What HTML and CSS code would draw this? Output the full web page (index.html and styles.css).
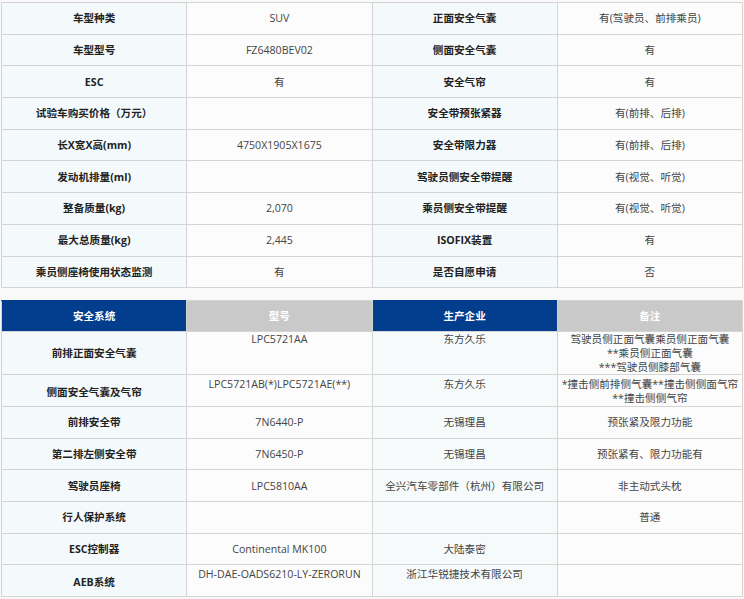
FILE: index.html
```html
<!DOCTYPE html>
<html lang="zh-CN">
<head>
<meta charset="utf-8">
<title>车型参数</title>
<link rel="stylesheet" href="styles.css">
</head>
<body>
<table class="spec">
  <tbody>
    <tr><td class="lab">车型种类</td><td class="val">SUV</td><td class="lab">正面安全气囊</td><td class="val">有(驾驶员、前排乘员)</td></tr>
    <tr><td class="lab">车型型号</td><td class="val">FZ6480BEV02</td><td class="lab">侧面安全气囊</td><td class="val">有</td></tr>
    <tr><td class="lab">ESC</td><td class="val">有</td><td class="lab">安全气帘</td><td class="val">有</td></tr>
    <tr><td class="lab">试验车购买价格（万元）</td><td class="val"></td><td class="lab">安全带预张紧器</td><td class="val">有(前排、后排)</td></tr>
    <tr><td class="lab">长X宽X高(mm)</td><td class="val">4750X1905X1675</td><td class="lab">安全带限力器</td><td class="val">有(前排、后排)</td></tr>
    <tr><td class="lab">发动机排量(ml)</td><td class="val"></td><td class="lab">驾驶员侧安全带提醒</td><td class="val">有(视觉、听觉)</td></tr>
    <tr><td class="lab">整备质量(kg)</td><td class="val">2,070</td><td class="lab">乘员侧安全带提醒</td><td class="val">有(视觉、听觉)</td></tr>
    <tr><td class="lab">最大总质量(kg)</td><td class="val">2,445</td><td class="lab">ISOFIX装置</td><td class="val">有</td></tr>
    <tr><td class="lab">乘员侧座椅使用状态监测</td><td class="val">有</td><td class="lab">是否自愿申请</td><td class="val">否</td></tr>
  </tbody>
</table>

<table class="sys">
  <thead>
    <tr><th class="hb">安全系统</th><th class="hg">型号</th><th class="hb">生产企业</th><th class="hg">备注</th></tr>
  </thead>
  <tbody>
    <tr class="tall"><td class="lab">前排正面安全气囊</td><td class="val top">LPC5721AA</td><td class="alt top">东方久乐</td><td class="val">驾驶员侧正面气囊乘员侧正面气囊<br>**乘员侧正面气囊<br>***驾驶员侧膝部气囊</td></tr>
    <tr class="r2"><td class="lab">侧面安全气囊及气帘</td><td class="val top">LPC5721AB(*)LPC5721AE(**)</td><td class="alt top">东方久乐</td><td class="val top">*撞击侧前排侧气囊**撞击侧侧面气帘<br>**撞击侧侧气帘</td></tr>
    <tr><td class="lab">前排安全带</td><td class="val">7N6440-P</td><td class="alt">无锡理昌</td><td class="val">预张紧及限力功能</td></tr>
    <tr><td class="lab">第二排左侧安全带</td><td class="val">7N6450-P</td><td class="alt">无锡理昌</td><td class="val">预张紧有、限力功能有</td></tr>
    <tr><td class="lab">驾驶员座椅</td><td class="val">LPC5810AA</td><td class="alt">全兴汽车零部件（杭州）有限公司</td><td class="val">非主动式头枕</td></tr>
    <tr><td class="lab">行人保护系统</td><td class="val"></td><td class="alt"></td><td class="val">普通</td></tr>
    <tr><td class="lab">ESC控制器</td><td class="val">Continental MK100</td><td class="alt">大陆泰密</td><td class="val"></td></tr>
    <tr class="r8"><td class="lab">AEB系统</td><td class="val top">DH-DAE-OADS6210-LY-ZERORUN</td><td class="alt top">浙江华锐捷技术有限公司</td><td class="val"></td></tr>
  </tbody>
</table>
</body>
</html>
```

FILE: styles.css
```css
html, body {
  margin: 0;
  background: #f9f9f9;
}
body {
  padding: 2px 1px 0 1px;
  font-family: "Open Sans", "Noto Sans CJK SC", sans-serif;
  font-size: 10.6px;
  color: #444;
}
table {
  width: 742px;
  border-collapse: collapse;
  table-layout: fixed;
}
td, th {
  border: 1px solid #d4d4d4;
  text-align: center;
  vertical-align: middle;
  line-height: 14px;
  padding: 0 2px;
  white-space: nowrap;
  overflow: hidden;
}
.spec td {
  height: 30.7px;
}
.sys {
  margin-top: 12px;
}
.sys th {
  height: 30px;
  color: #fff;
  font-weight: bold;
}
.sys td {
  height: 30.7px;
}
.sys .tall td {
  height: 41px;
}
.sys .r2 td {
  height: 28.7px;
  padding-top: 2px;
}
.sys .r8 td {
  height: 28.7px;
  padding-top: 2px;
}
.hb {
  background: #033d8e;
  border-color: #033d8e #d4d4d4 #d4d4d4 #d4d4d4;
}
.hg {
  background: #c9c9c9;
}
.lab {
  background: #f4fafb;
  color: #222;
  font-weight: bold;
}
.val {
  background: #fcfcfc;
}
.alt {
  background: #f6fafb;
}
.top {
  vertical-align: top;
}
```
:::
Write out the listing word for word, omitting the pictures it holds.

### Output of the exercise
What HTML and CSS code would draw this? Output the full web page (index.html and styles.css).
FILE: index.html
```html
<!DOCTYPE html>
<html lang="zh-CN">
<head>
<meta charset="utf-8">
<title>车型参数</title>
<link rel="stylesheet" href="styles.css">
</head>
<body>
<table class="spec">
  <tbody>
    <tr><td class="lab">车型种类</td><td class="val">SUV</td><td class="lab">正面安全气囊</td><td class="val">有(驾驶员、前排乘员)</td></tr>
    <tr><td class="lab">车型型号</td><td class="val">FZ6480BEV02</td><td class="lab">侧面安全气囊</td><td class="val">有</td></tr>
    <tr><td class="lab">ESC</td><td class="val">有</td><td class="lab">安全气帘</td><td class="val">有</td></tr>
    <tr><td class="lab">试验车购买价格（万元）</td><td class="val"></td><td class="lab">安全带预张紧器</td><td class="val">有(前排、后排)</td></tr>
    <tr><td class="lab">长X宽X高(mm)</td><td class="val">4750X1905X1675</td><td class="lab">安全带限力器</td><td class="val">有(前排、后排)</td></tr>
    <tr><td class="lab">发动机排量(ml)</td><td class="val"></td><td class="lab">驾驶员侧安全带提醒</td><td class="val">有(视觉、听觉)</td></tr>
    <tr><td class="lab">整备质量(kg)</td><td class="val">2,070</td><td class="lab">乘员侧安全带提醒</td><td class="val">有(视觉、听觉)</td></tr>
    <tr><td class="lab">最大总质量(kg)</td><td class="val">2,445</td><td class="lab">ISOFIX装置</td><td class="val">有</td></tr>
    <tr><td class="lab">乘员侧座椅使用状态监测</td><td class="val">有</td><td class="lab">是否自愿申请</td><td class="val">否</td></tr>
  </tbody>
</table>

<table class="sys">
  <thead>
    <tr><th class="hb">安全系统</th><th class="hg">型号</th><th class="hb">生产企业</th><th class="hg">备注</th></tr>
  </thead>
  <tbody>
    <tr class="tall"><td class="lab">前排正面安全气囊</td><td class="val top">LPC5721AA</td><td class="alt top">东方久乐</td><td class="val">驾驶员侧正面气囊乘员侧正面气囊<br>**乘员侧正面气囊<br>***驾驶员侧膝部气囊</td></tr>
    <tr class="r2"><td class="lab">侧面安全气囊及气帘</td><td class="val top">LPC5721AB(*)LPC5721AE(**)</td><td class="alt top">东方久乐</td><td class="val top">*撞击侧前排侧气囊**撞击侧侧面气帘<br>**撞击侧侧气帘</td></tr>
    <tr><td class="lab">前排安全带</td><td class="val">7N6440-P</td><td class="alt">无锡理昌</td><td class="val">预张紧及限力功能</td></tr>
    <tr><td class="lab">第二排左侧安全带</td><td class="val">7N6450-P</td><td class="alt">无锡理昌</td><td class="val">预张紧有、限力功能有</td></tr>
    <tr><td class="lab">驾驶员座椅</td><td class="val">LPC5810AA</td><td class="alt">全兴汽车零部件（杭州）有限公司</td><td class="val">非主动式头枕</td></tr>
    <tr><td class="lab">行人保护系统</td><td class="val"></td><td class="alt"></td><td class="val">普通</td></tr>
    <tr><td class="lab">ESC控制器</td><td class="val">Continental MK100</td><td class="alt">大陆泰密</td><td class="val"></td></tr>
    <tr class="r8"><td class="lab">AEB系统</td><td class="val top">DH-DAE-OADS6210-LY-ZERORUN</td><td class="alt top">浙江华锐捷技术有限公司</td><td class="val"></td></tr>
  </tbody>
</table>
</body>
</html>
```

FILE: styles.css
```css
html, body {
  margin: 0;
  background: #f9f9f9;
}
body {
  padding: 2px 1px 0 1px;
  font-family: "Open Sans", "Noto Sans CJK SC", sans-serif;
  font-size: 10.6px;
  color: #444;
}
table {
  width: 742px;
  border-collapse: collapse;
  table-layout: fixed;
}
td, th {
  border: 1px solid #d4d4d4;
  text-align: center;
  vertical-align: middle;
  line-height: 14px;
  padding: 0 2px;
  white-space: nowrap;
  overflow: hidden;
}
.spec td {
  height: 30.7px;
}
.sys {
  margin-top: 12px;
}
.sys th {
  height: 30px;
  color: #fff;
  font-weight: bold;
}
.sys td {
  height: 30.7px;
}
.sys .tall td {
  height: 41px;
}
.sys .r2 td {
  height: 28.7px;
  padding-top: 2px;
}
.sys .r8 td {
  height: 28.7px;
  padding-top: 2px;
}
.hb {
  background: #033d8e;
  border-color: #033d8e #d4d4d4 #d4d4d4 #d4d4d4;
}
.hg {
  background: #c9c9c9;
}
.lab {
  background: #f4fafb;
  color: #222;
  font-weight: bold;
}
.val {
  background: #fcfcfc;
}
.alt {
  background: #f6fafb;
}
.top {
  vertical-align: top;
}
```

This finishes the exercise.